Improving Text2Cypher with Confidence-Based Test-Time Strategies

Proceedings of the Knowledge Graphs and Large Language Models Workshop (KG-LLM) @ LREC26

Abstract

Advances in Large Language Models (LLMs) have made it possible to convert natural language questions into executable database queries. Text2Cypher focuses on graph databases, converting user questions into queries and providing natural language access to graph-structured data. While significant progress has been made through prompt design, fine-tuning, and iterative refinement, less attention has been given to adaptive test-time strategies that combine multiple generated outputs. In this work, we investigate the impact of confidence-based test-time strategies specifically on the Text2Cypher task by evaluating the model’s traces, which are the sequence of tokens generated during the construction of the query.

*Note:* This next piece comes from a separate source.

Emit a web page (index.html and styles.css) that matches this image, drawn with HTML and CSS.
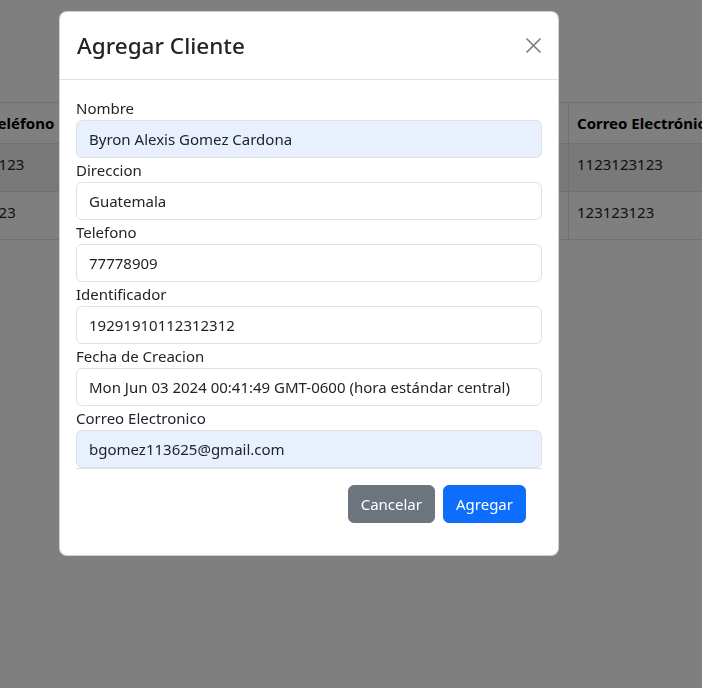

We show that reasoning models generate diverse query candidates but frequently produce syntactic errors and incomplete structures, limiting executability. On the other hand, instruction-tuned models yield more reliable outputs but lack sufficient diversity for effective confidence-based selection. Further, by tuning diversity parameters such as top‑p and temperature, we observe consistent improvements in both query accuracy and execution success. Experiments across multiple instruction-tuned models confirm that combining diversity-controlled generation with confidence-aware inference provides a practical, model-agnostic method for improving query generation.